(menanggapi) Resolusi Tahun Baru
Bagiku
Seperti judulnya, aku tekankan lagi kalo ini bagiku — karena aku tau tiap orang punya sudut pandangnya masing-masing terhadap suatu hal. Tidak bisa disamaratakan, karena latar belakang kita yang terbentuk pun berbeda-beda. Ngga ada yang salah dari setiap sudut pandang walaupun itu berbeda. Disclaimer lagi : tulisan ini sebenernya lebih banyak mengarah ke curhat sih, lagi mood tjurhat hehe..
Aku tipikal orang yang cuma senyam-senyum kalau ditanya soal resolusi tahun baru ketika orang lain udah nge-list dengan sangat rapih di buku diarynya atau di sticky notes laptop. Bukan karena aku ngga ada resolusi tiap tahunnya, ada, selalu ada, tapi mungkin sedari kecil aku terdidik di lingkungan yang selalu mendoktrin kalo punya keinginan atau harapan-harapan baiknya diucapkan dalam doa di setiap sholat.

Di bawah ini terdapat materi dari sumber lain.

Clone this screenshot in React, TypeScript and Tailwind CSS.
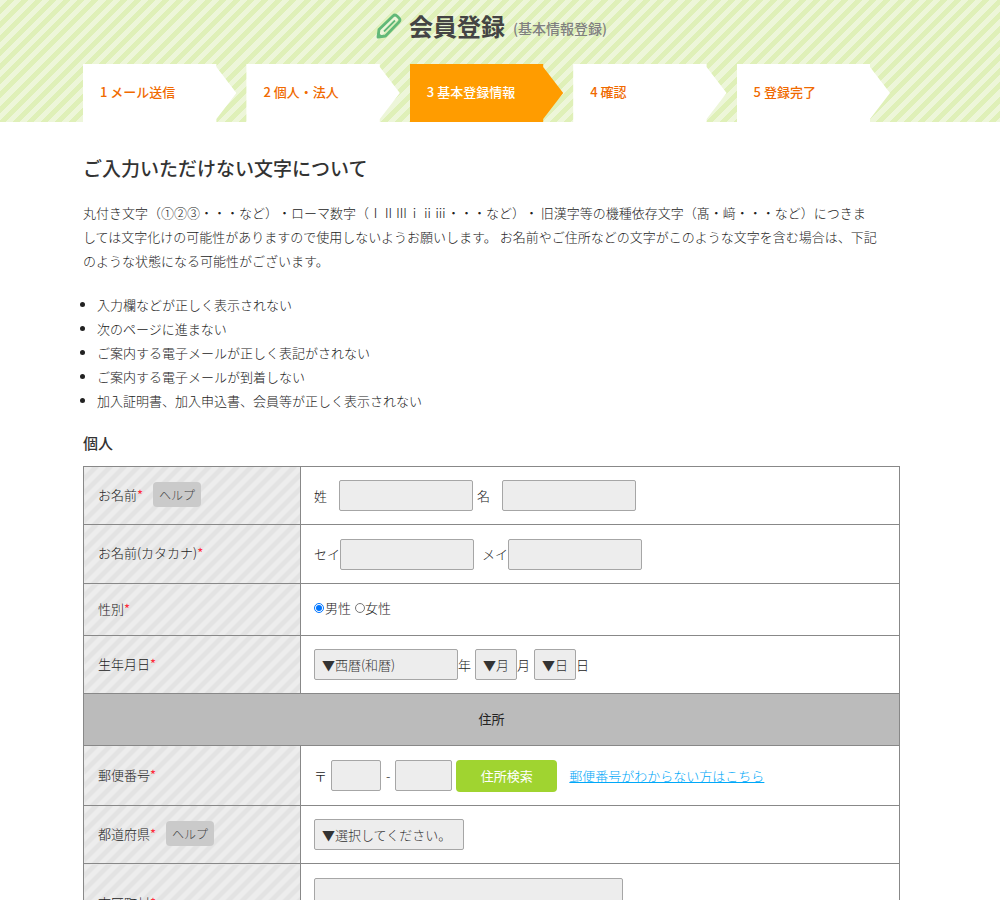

Tapi sebenernya, aku juga pernah mengungkapkan apa mimpi-mimpiku, entah ke teman-teman atau bahkan aku bagikan ke beberapa sosial mediaku dan yang aku rasakan setelah itu adalah tertekan. Karena semakin aku membagikan resolusi-resolusi ini ke tempat lain, semakin meningkat kekhawatiranku tentang kegagalan kalau hal tersebut tidak dapat diwujudkan. Semakin aku menceritakan rencana-rencana baik apa yang akan aku jalani kedepannya, semakin takut kalo banyak orang menyudutkan aku entah karena aku tidak mencerminkan perilaku yang mendukung rencanaku atau pikiran-pikiran negatif tentangku. Intinya aku takut kalau hal semacam ini menimbulkan persepsi negatif bagi orang-orang. Aku takut malu. Takut kalau bahagiaku hilang begitu saja karena orang lain melakukan sesuatu hal / menanggapinya tidak sesuai dengan ekspektasiku.
Hadeu..
Semakin kesini aku semakin belajar, kalau seharusnya sumber bahagia itu dimulai dari diri sendiri dulu. Bukan mengandalkan orang lain. Apalagi, ekspektasimu terhadap perilaku orang lain kepadamu. Hati dan pikiran orang bukan kita yang kendalikan. Orang lain juga punya ekspetasinya sendiri. Orang lain juga punya kepentingannya sendiri. Mungkin sekedar minta saran itu boleh, tapi kembali lagi, seringkali mereka tidak akan bisa memenuhi ekspektasimu karena merekapun punya sudut pandangnya sendiri atas masalahmu. So, jangan sampai hal-hal itu yang menjadi perusak kebahagiaanmu. -itu yang ada di pikiranku.
Menjadi dewasa bagiku adalah ketika kita menjadi decision maker atas diri kita sendiri. Sekedar mengatur emosi, itu juga tahap menjadi dewasa. Selebihnya, mencari solusi atas masalah-masalah yang ada, mengkaji solusi, dan menyimpulkan solusi apa yang tepat untuk dirimu sendiri. Menjadi dewasa itu berarti tidak menggantungkan hidupmu pada orang lain.
Bukan, bukan berarti aku tidak membolehkan untuk curhat kpd teman atau orang terdekat. Boleh saja, untuk membantu meredakan emosi dan menenangkan sejenak, yang perlu diingat, apa yang akan aku lakukan nantinya itu aku yang menentukan. Toh, orang tersebut tidak akan selamanya ada di dekat kita, kan?
Kita diberi rezeki berupa waktu untuk mencerna makna yang terkandung dalam setiap permasalahan kita. Selain itu, kita juga dilatih dalam lintasan waktu untuk tetap tegak berdiri walaupun badai angin terus menerjang berusaha merobohkan pertahanan diri. Kita bertahan atas diri kita sendiri.
Maka dari itu, bagiku tak perlu menceritakan resolusi kepada orang lain. Nanti saja kalau resolusi tersebut ternyata tercapai, baru ceritakan kisah-kisah perjuangan untuk meraih resolusi, mungkin dari situ orang lain dapat lebih banyak mengambil manfaat.
Tenang, kalau memang ingin sekali menceritakan resolusi agar lebih semangat, ceritakan saja pada Allah. Dengan begitu, tak ada alasan setitikpun, bahagiamu akan hilang setelahnya.